In the listing below, locate the line with "Emit a component" and the line with "import React from", then output both and everything between them exactly, minus any pictures.

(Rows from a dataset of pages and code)
====================
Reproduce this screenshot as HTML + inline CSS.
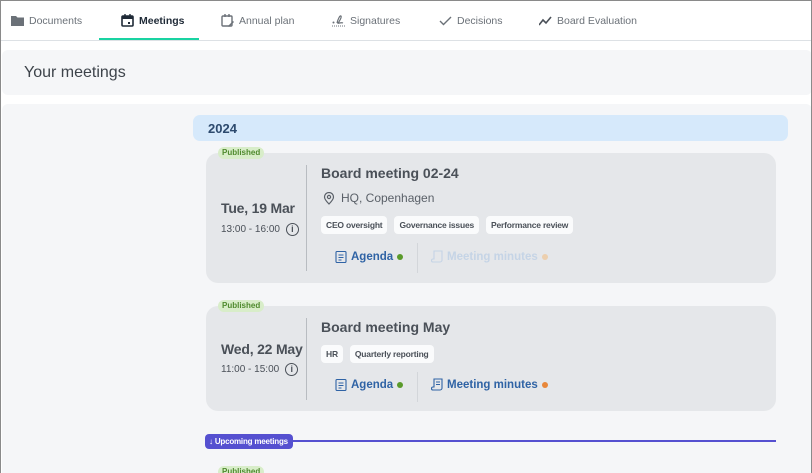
<!DOCTYPE html>
<html><head><style>
*{box-sizing:border-box;margin:0;padding:0}
html,body{width:812px;height:473px;overflow:hidden}
body{background:#fff;font-family:"Liberation Sans",Arial,sans-serif;position:relative}
.abs{position:absolute}
.frame{position:absolute;left:0;top:0;width:812px;height:480px;border:1px solid #8a8a8a;pointer-events:none;z-index:5}
.nav{position:absolute;left:0;top:0;width:812px;height:41px;border-bottom:1px solid #dde1e5}
.tab{position:absolute;top:14px;font-size:10.5px;color:#6b7178;display:flex;align-items:center;gap:5px;white-space:nowrap}
.tab svg{width:13px;height:13px}
.hdr{position:absolute;left:2px;top:50px;width:810px;height:45px;background:#f5f6f8;border-radius:6px}
.hdr span{position:absolute;left:22px;top:14px;font-size:16px;color:#3d434a}
.main{position:absolute;left:2px;top:104px;width:810px;height:380px;background:#f5f6f8;border-radius:6px}
.year{position:absolute;left:193px;top:115px;width:595px;height:26px;background:#d6e9fb;border-radius:7px;font-size:13px;font-weight:bold;color:#2d4a6e;padding:6px 15px}
.card{position:absolute;left:206px;width:570px;background:#e5e7ea;border-radius:12px}
.pub{position:absolute;left:218px;height:12px;padding:0 4px;background:#d8edc9;color:#4f8a2e;font-size:8px;font-weight:bold;line-height:12px;border-radius:6px}
.date{position:absolute;left:15px;font-size:14px;font-weight:bold;color:#4a5058;white-space:nowrap;letter-spacing:-0.2px}
.time{position:absolute;left:15px;font-size:10px;color:#4a5058;display:flex;align-items:center;gap:6px}
.info{width:13px;height:13px;border:1.2px solid #4a5058;border-radius:50%;font-size:9px;text-align:center;line-height:11px;font-weight:bold}
.vd{position:absolute;left:100px;width:1px;background:#b8bcc1}
.title{position:absolute;left:115px;font-size:14px;font-weight:bold;color:#4a5058}
.tags{position:absolute;left:115px;display:flex;gap:7px}
.tag{background:#fafbfc;border-radius:4px;font-size:8.5px;font-weight:bold;color:#4a5058;padding:4px 5px;letter-spacing:-0.2px}
.lnk{position:absolute;font-size:11.5px;font-weight:bold;color:#2f63a5;display:flex;align-items:center;gap:4px;white-space:nowrap}
.dot{width:6px;height:6px;border-radius:50%}
.sd{position:absolute;left:211px;width:1px;background:#d3d6da}
</style></head><body>
<div class="frame"></div>
<div class="nav">
<div class="tab" style="left:11px"><svg viewBox="0 0 13 13"><path d="M0 2h5l1.5 1.5H13V12H0z" fill="#6b7178"/></svg>Documents</div>
<div class="tab" style="left:121px;color:#1f2a37;font-weight:bold"><svg viewBox="0 0 13 13"><rect x="1" y="2" width="11" height="10" rx="1" fill="none" stroke="#1f2a37" stroke-width="1.6"/><rect x="1" y="2" width="11" height="3" fill="#1f2a37"/><path d="M4 0v3M9 0v3" stroke="#1f2a37" stroke-width="1.4"/><rect x="7" y="8" width="2" height="2" fill="#1f2a37"/></svg>Meetings</div>
<div class="abs" style="left:99px;top:38px;width:100px;height:2px;background:#19d3a2"></div>
<div class="tab" style="left:221px"><svg viewBox="0 0 13 13"><rect x="1" y="2" width="10" height="10" rx="1" fill="none" stroke="#6b7178" stroke-width="1.4"/><path d="M4 0v3M8 0v3" stroke="#6b7178" stroke-width="1.4"/><path d="M7 12l5-5 1 1-5 5z" fill="#6b7178"/></svg>Annual plan</div>
<div class="tab" style="left:332px"><svg viewBox="0 0 13 13"><path d="M5 9c1-4 3-8 4-7s-2 6-3 7 3-1 5 0" fill="none" stroke="#6b7178" stroke-width="1.2"/><path d="M0 12h13" stroke="#6b7178" stroke-dasharray="1 1"/><circle cx="1.5" cy="8.5" r="1" fill="#6b7178"/></svg>Signatures</div>
<div class="tab" style="left:439px"><svg viewBox="0 0 13 13"><path d="M1 7l3.5 3.5L12 3" fill="none" stroke="#6b7178" stroke-width="1.4"/></svg>Decisions</div>
<div class="tab" style="left:539px"><svg viewBox="0 0 13 13"><path d="M0 11l4-5 3 3 5-6" fill="none" stroke="#4a5058" stroke-width="1.6"/></svg>Board Evaluation</div>
</div>
<div class="hdr"><span>Your meetings</span></div>
<div class="main"></div>
<div class="year">2024</div>

<div class="card" style="top:153px;height:130px">
<div class="date" style="top:47px">Tue, 19 Mar</div>
<div class="time" style="top:70px">13:00 - 16:00 <div class="info">i</div></div>
<div class="vd" style="top:12px;height:106px"></div>
<div class="title" style="top:12px">Board meeting 02-24</div>
<div class="abs" style="left:117px;top:38px;font-size:12px;color:#5a6068;display:flex;gap:6px;align-items:center"><svg width="12" height="13" viewBox="0 0 12 13"><path d="M6 12S1.5 7.5 1.5 5a4.5 4.5 0 019 0C10.5 7.5 6 12 6 12z" fill="none" stroke="#5a6068" stroke-width="1.2"/><circle cx="6" cy="5" r="1.6" fill="none" stroke="#5a6068" stroke-width="1.2"/></svg>HQ, Copenhagen</div>
<div class="tags" style="top:63px"><span class="tag">CEO oversight</span><span class="tag">Governance issues</span><span class="tag">Performance review</span></div>
<div class="lnk" style="left:129px;top:97px"><svg width="12" height="13" viewBox="0 0 12 13"><rect x="1" y="1.5" width="10" height="11" rx="1" fill="none" stroke="#2f63a5" stroke-width="1.1"/><path d="M3.5 5h5M3.5 7.5h5M3.5 10h3" stroke="#2f63a5"/></svg>Agenda<span class="dot" style="background:#5a9a2a"></span></div>
<div class="sd" style="top:90px;height:30px"></div>
<div class="lnk" style="left:225px;top:97px;color:#c5d4e6"><svg width="12" height="13" viewBox="0 0 12 13"><path d="M3 1h8v9a2 2 0 01-2 2H2a1.5 1.5 0 010-3h1z" fill="none" stroke="#c5d4e6" stroke-width="1.1"/></svg>Meeting minutes<span class="dot" style="background:#eccfae"></span></div>
</div>
<div class="pub" style="top:147px">Published</div>

<div class="card" style="top:306px;height:105px">
<div class="date" style="top:35px">Wed, 22 May</div>
<div class="time" style="top:57px">11:00 - 15:00 <div class="info">i</div></div>
<div class="vd" style="top:12px;height:82px"></div>
<div class="title" style="top:13px">Board meeting May</div>
<div class="tags" style="top:39px"><span class="tag">HR</span><span class="tag">Quarterly reporting</span></div>
<div class="lnk" style="left:129px;top:72px"><svg width="12" height="13" viewBox="0 0 12 13"><rect x="1" y="1.5" width="10" height="11" rx="1" fill="none" stroke="#2f63a5" stroke-width="1.1"/><path d="M3.5 5h5M3.5 7.5h5M3.5 10h3" stroke="#2f63a5"/></svg>Agenda<span class="dot" style="background:#5a9a2a"></span></div>
<div class="sd" style="top:66px;height:30px"></div>
<div class="lnk" style="left:225px;top:72px"><svg width="12" height="13" viewBox="0 0 12 13"><path d="M3 1h8v9a2 2 0 01-2 2H2a1.5 1.5 0 010-3h1zM5 4h4M5 6.5h4" fill="none" stroke="#2f63a5" stroke-width="1.1"/></svg>Meeting minutes<span class="dot" style="background:#e8873a"></span></div>
</div>
<div class="pub" style="top:300px">Published</div>

<div class="abs" style="left:290px;top:440px;width:486px;height:2px;background:#5550d0"></div>
<div class="abs" style="left:205px;top:434px;width:88px;height:15px;background:#5550d0;border-radius:4px;color:#fff;font-size:8px;font-weight:bold;line-height:15px;padding-left:4px;white-space:nowrap;overflow:hidden;letter-spacing:-0.2px">↓ Upcoming meetings</div>
<div class="pub" style="top:466px">Published</div>
</body></html>
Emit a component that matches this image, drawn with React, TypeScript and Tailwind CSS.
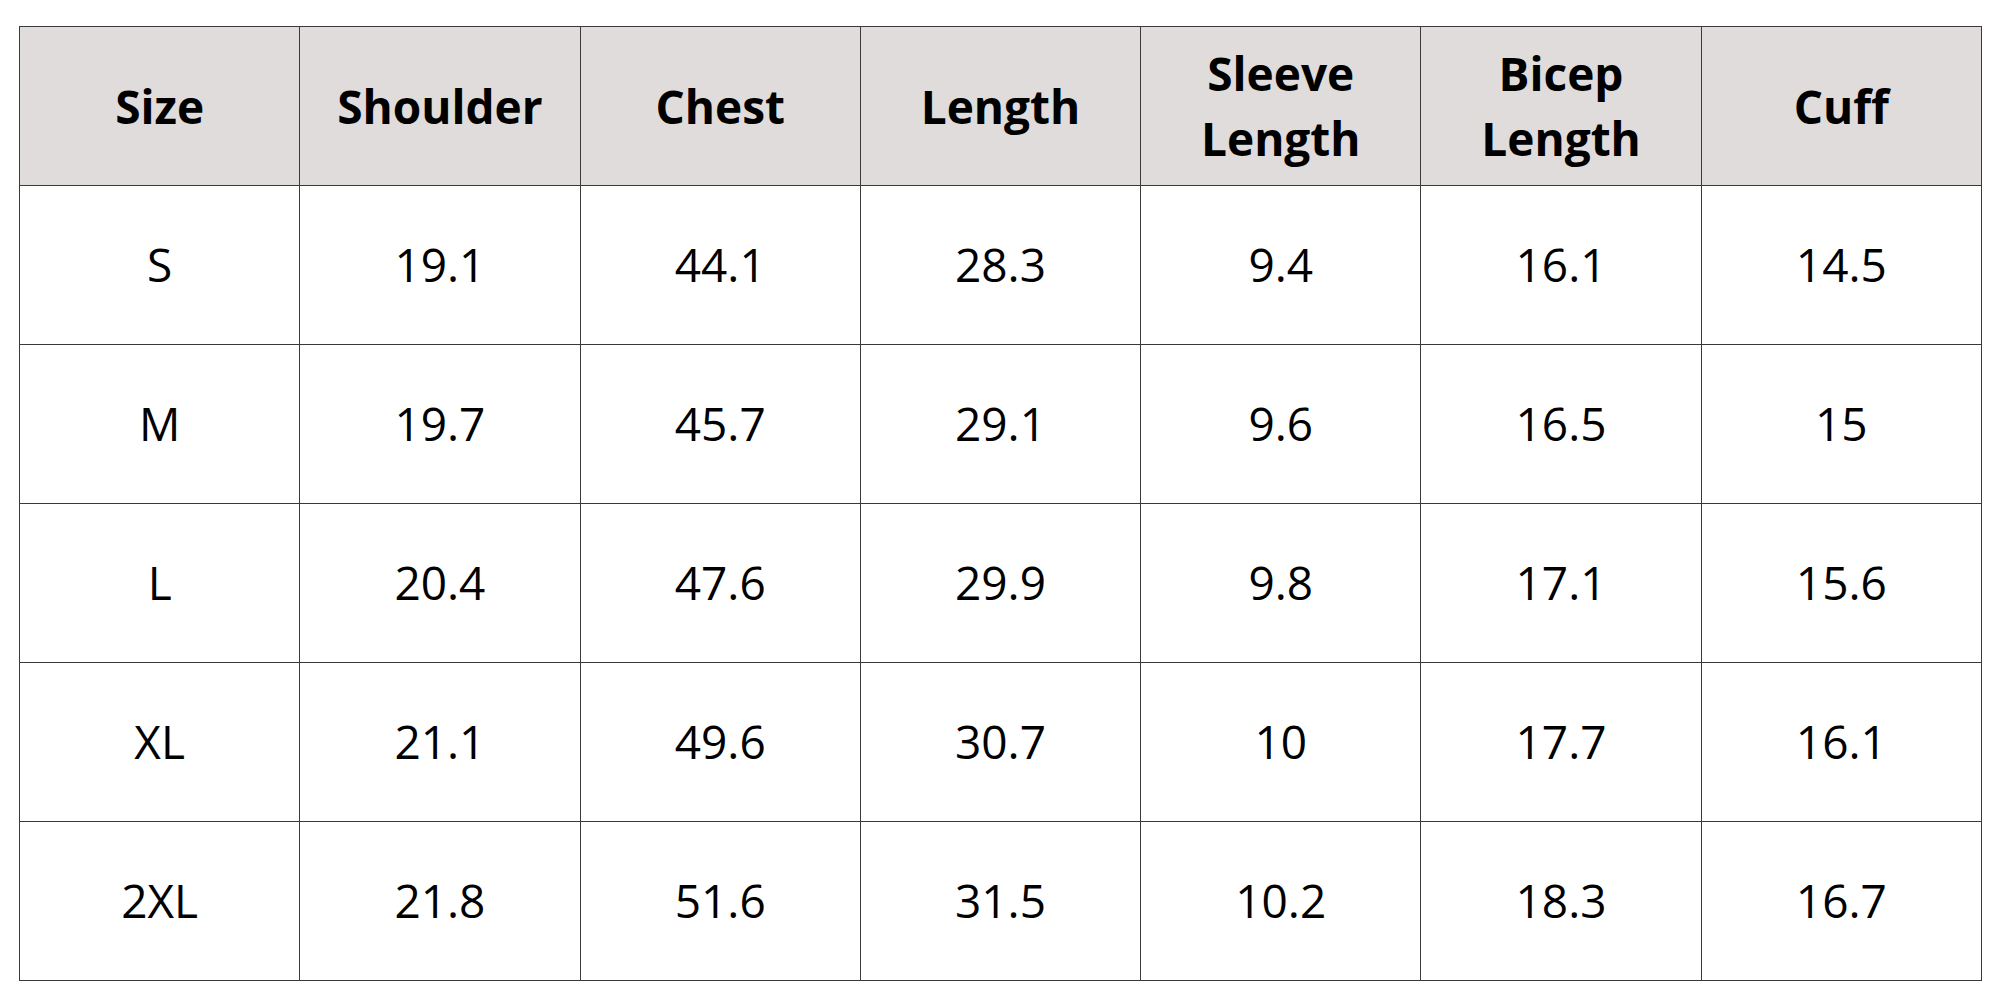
import React from "react";

const headers = ["Size", "Shoulder", "Chest", "Length", "Sleeve\nLength", "Bicep\nLength", "Cuff"];
const rows = [
  ["S", "19.1", "44.1", "28.3", "9.4", "16.1", "14.5"],
  ["M", "19.7", "45.7", "29.1", "9.6", "16.5", "15"],
  ["L", "20.4", "47.6", "29.9", "9.8", "17.1", "15.6"],
  ["XL", "21.1", "49.6", "30.7", "10", "17.7", "16.1"],
  ["2XL", "21.8", "51.6", "31.5", "10.2", "18.3", "16.7"],
];

export default function App() {
  return (
    <div className="w-[2000px] h-[1000px] bg-white pt-[26px] pl-[19px]" style={{ fontFamily: '"Open Sans", sans-serif' }}>
      <table className="table-fixed border-collapse w-[1963px] text-black">
        <thead>
          <tr className="h-[159px] bg-[#dfdcdb]">
            {headers.map((h) => (
              <th key={h} className="border border-[#3a3a3a] text-[46px] font-bold leading-[65px] whitespace-pre-line text-center align-middle">
                {h}
              </th>
            ))}
          </tr>
        </thead>
        <tbody>
          {rows.map((r) => (
            <tr key={r[0]} className="h-[159px]">
              {r.map((c, i) => (
                <td key={i} className="border border-[#3a3a3a] text-[46px] font-normal leading-[60px] pb-[2px] text-center align-middle">
                  {c}
                </td>
              ))}
            </tr>
          ))}
        </tbody>
      </table>
    </div>
  );
}
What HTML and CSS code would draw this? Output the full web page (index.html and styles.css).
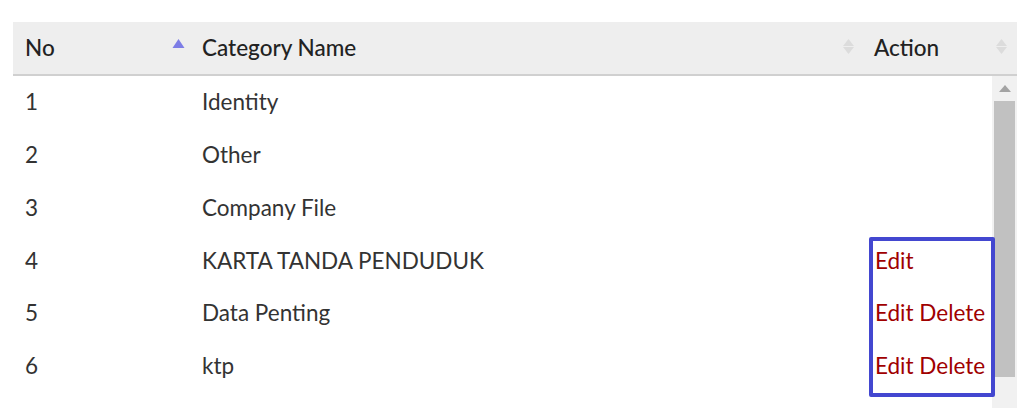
====================
**Exercise result**
Emit a component that matches this image, drawn with React, TypeScript and Tailwind CSS.
import React from "react";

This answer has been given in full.